The search for dark energy started only four or five years ago, but understanding it has become a holy grail for physicists and astronomers.
"We think of it as sort of energy pervading the universe,'' said Joe Mohr, professor of astronomy and physics at the University of Illinois at Urbana-Champaign, who also will work on the project.
The radiotelescope will help look back in time to when the universe was very young, to chart when and how fast the massive galaxy clusters formed.
"They started appearing as the universe got older,'' Mohr said, just as "in the springtime, you notice first there are a few dandelions that pop up in your yard and then more and more appear.''
The trick is to pick up "shadows" of the clusters in the microwave background--thought of as the afterglow of the Big Bang--that pervades the universe.
As the microwaves pass through galaxy clusters, a distortion--or shadow--is introduced that can be detected with the telescope, Mohr said.

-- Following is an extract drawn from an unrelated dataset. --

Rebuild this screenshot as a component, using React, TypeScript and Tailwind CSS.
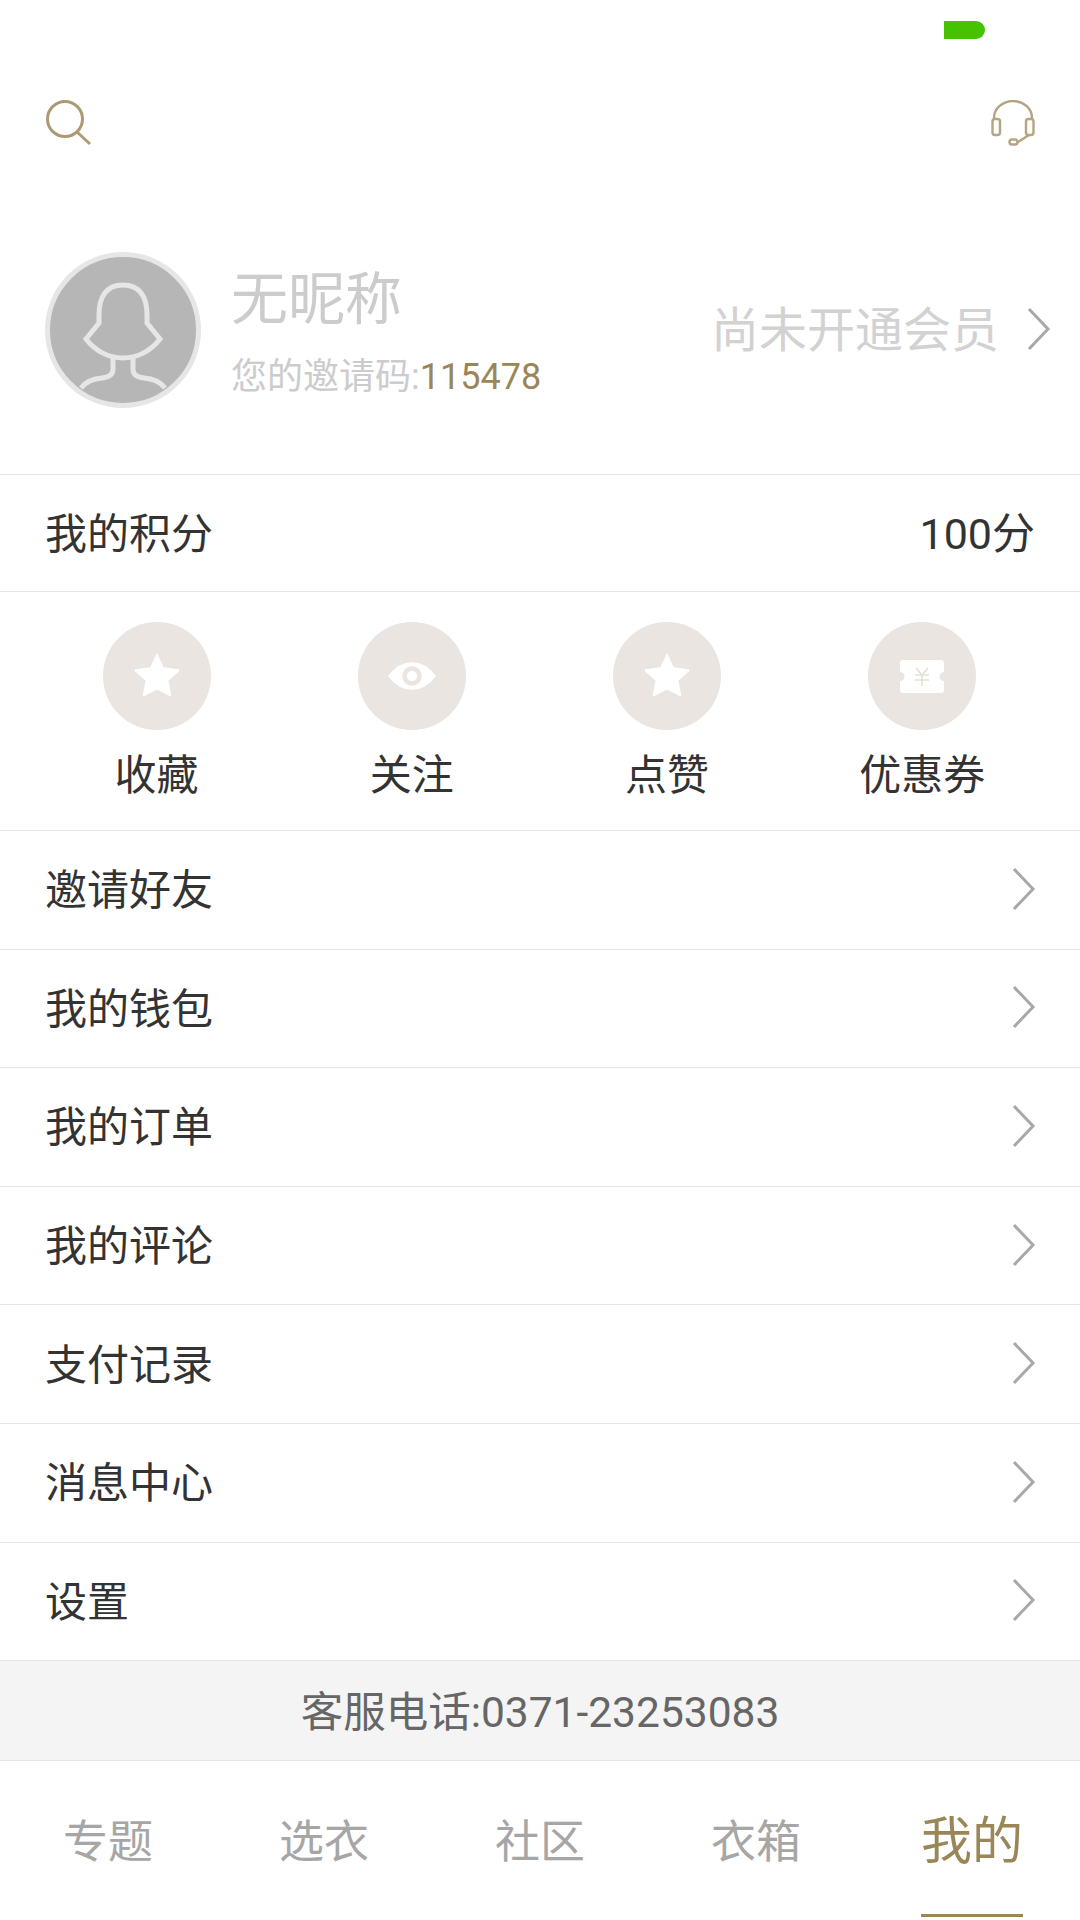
function Chevron({ color = '#a8a8a8' }: { color?: string }) {
  return (
    <svg width="24" height="44" viewBox="0 0 24 44" fill="none">
      <path d="M2 2 L21 22 L2 42" stroke={color} strokeWidth="3" />
    </svg>
  );
}

function Star() {
  return (
    <svg width="48" height="46" viewBox="0 0 50 48" className="-mt-[2px]">
      <path
        d="M25 1 L32 16 L48 18 Q49 19 48 20 L37 30 L40 45 Q40 47 38 46 L25 39 L12 46 Q10 47 10 45 L13 30 L2 20 Q1 19 2 18 L18 16 Z"
        fill="#fff"
      />
    </svg>
  );
}

function Eye() {
  return (
    <svg width="52" height="28" viewBox="0 0 52 30">
      <path d="M0 15 Q12 0 26 0 Q40 0 52 15 Q40 30 26 30 Q12 30 0 15 Z" fill="#fff" />
      <circle cx="26" cy="15" r="10.5" fill="#eae5e0" />
      <circle cx="26" cy="15" r="5.5" fill="#fff" />
    </svg>
  );
}

function Ticket() {
  return (
    <svg width="44" height="33" viewBox="0 0 44 33">
      <path
        d="M3 0 H41 Q44 0 44 3 V12 A4.5 4.5 0 0 0 44 21 V30 Q44 33 41 33 H3 Q0 33 0 30 V21 A4.5 4.5 0 0 0 0 12 V3 Q0 0 3 0 Z"
        fill="#fff"
      />
      <path d="M16 8 L22 15 L28 8 M22 15 V26 M15 15 H29 M15 20 H29" stroke="#e4dfd8" strokeWidth="1.5" fill="none" />
    </svg>
  );
}

const shortcuts = [
  { label: '收藏', icon: <Star /> },
  { label: '关注', icon: <Eye /> },
  { label: '点赞', icon: <Star /> },
  { label: '优惠券', icon: <Ticket /> },
];

const menuItems = ['邀请好友', '我的钱包', '我的订单', '我的评论', '支付记录', '消息中心', '设置'];

const tabs = ['专题', '选衣', '社区', '衣箱'];

export default function App() {
  return (
    <div
      className="w-[1080px] h-[1920px] bg-white flex flex-col overflow-hidden text-[#333]"
      style={{ fontFamily: 'Roboto, "Noto Sans CJK SC", sans-serif' }}
    >
      {/* Status bar */}
      <div className="h-[60px] pt-[21px] pl-[944px]">
        <div className="w-[41px] h-[18px] bg-[#45c300] rounded-r-[9px]" />
      </div>

      {/* Header */}
      <div className="h-[124px] flex items-center justify-between pt-[2px] pl-[46px] pr-[45px]">
        <svg width="46" height="46" viewBox="0 0 46 46" fill="none" stroke="#ad9a74" strokeWidth="3">
          <circle cx="19" cy="19" r="17.5" />
          <path d="M31 32 L44 44" />
        </svg>
        <svg width="44" height="46" viewBox="0 0 44 46" fill="none" stroke="#b5a482" strokeWidth="2.4">
          <path d="M3 20 V18 A19 17 0 0 1 41 18 V20" />
          <rect x="1.5" y="19" width="7.5" height="16" rx="2.5" />
          <rect x="35" y="19" width="7.5" height="16" rx="2.5" />
          <path d="M38 35 L27 42" />
          <rect x="18.5" y="39.5" width="8" height="5" rx="2.5" />
        </svg>
      </div>

      {/* Profile */}
      <div className="h-[291px] flex items-center border-b border-[#e6e6e6] pl-[45px] pr-[29px]">
        <div className="mt-[2px] w-[156px] h-[156px] rounded-full bg-[#b6b6b6] border-[5px] border-[#e6e6e6] overflow-hidden shrink-0">
          <svg width="146" height="146" viewBox="0 0 146 146" fill="none" stroke="#e6e6e6" strokeWidth="5">
            <path d="M63 101 V112 Q63 120 52 121 Q38 122 31 131" />
            <path d="M83 101 V112 Q83 120 94 121 Q108 122 115 131" />
            <path d="M73 28 C56 28 49 40 49 58 V66 L36 82 C46 95 60 101 73 101 C86 101 100 95 110 82 L97 66 V58 C97 40 90 28 73 28 Z" />
          </svg>
        </div>
        <div className="ml-[30px] mt-[15px] flex flex-col">
          <div className="text-[57px] leading-[70px] text-[#cccccc] -mt-[7px]">无昵称</div>
          <div className="text-[36px] leading-[50px] text-[#cccccc] mt-[17px]">
            您的邀请码:<span className="text-[#9b8658]">115478</span>
          </div>
        </div>
        <div className="ml-auto flex items-center text-[48px] text-[#d2d2d2]">
          <span className="mt-[4px]">尚未开通会员</span>
          <span className="ml-[28px] flex">
            <Chevron />
          </span>
        </div>
      </div>

      {/* Points */}
      <div className="h-[117px] flex items-center justify-between border-b border-[#e6e6e6] pl-[45px] pr-[45px] text-[42px]">
        <span className="mt-[3px]">我的积分</span>
        <span className="mt-[3px] text-[43px]">100分</span>
      </div>

      {/* Shortcuts */}
      <div className="h-[239px] grid grid-cols-4 pl-[29px] pr-[30px] border-b border-[#e6e6e6]">
        {shortcuts.map((s) => (
          <div key={s.label} className="flex flex-col items-center pt-[30px]">
            <div className="w-[108px] h-[108px] rounded-full bg-[#eae5e0] flex items-center justify-center">
              {s.icon}
            </div>
            <div className="text-[42px] leading-[60px] mt-[16px]">{s.label}</div>
          </div>
        ))}
      </div>

      {/* Menu */}
      {menuItems.map((item) => (
        <div
          key={item}
          className="h-[118.6px] flex items-center justify-between border-b border-[#e6e6e6] pl-[45px] pr-[44px] text-[42px]"
        >
          <span className="mt-[2px]">{item}</span>
          <span className="-mt-[2px] flex">
            <Chevron />
          </span>
        </div>
      ))}

      {/* Service phone */}
      <div className="h-[100px] flex items-center justify-center bg-[#f4f4f4] border-b border-[#e6e6e6] text-[42.5px] text-[#666]">
        <span className="mt-[4px]">客服电话:0371-23253083</span>
      </div>

      {/* Tab bar */}
      <div className="flex-1 flex">
        {tabs.map((t) => (
          <div key={t} className="flex-1 flex items-center justify-center pt-[4px] text-[45px] text-[#a6a6a6]">
            {t}
          </div>
        ))}
        <div className="flex-1 flex items-center justify-center pt-[4px] relative text-[51px] text-[#9b8658]">
          我的
          <div className="absolute bottom-[3px] w-[102px] h-[3px] bg-[#9b8658]" />
        </div>
      </div>
    </div>
  );
}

It will produce a cluster map "in exquisite detail,'' he said.
The next and trickier step will be to connect it to the dark energy.
Observations of supernovae, the cosmic microwave background and galaxy clusters "are telling us a consistent story'' that the expansion of the universe is accelerating, Mohr said. "Something we can call dark energy would explain why.''
In a sense, dark energy "has a gravitational repulsion rather than attraction,'' he said.
The telescope will be more than 25 feet in diameter and can map the microwave sky accurate to 10 millionths of a degree Kelvin.
Under a five-year National Science Foundation grant it will be at the NSF South Pole Station.
The U. of C.'s John Carlstrom heads the project, which besides the U. of I. includes scientists from the University of California at Berkeley, Case Western Reserve University and Harvard-Smithsonian Center for Astrophysics.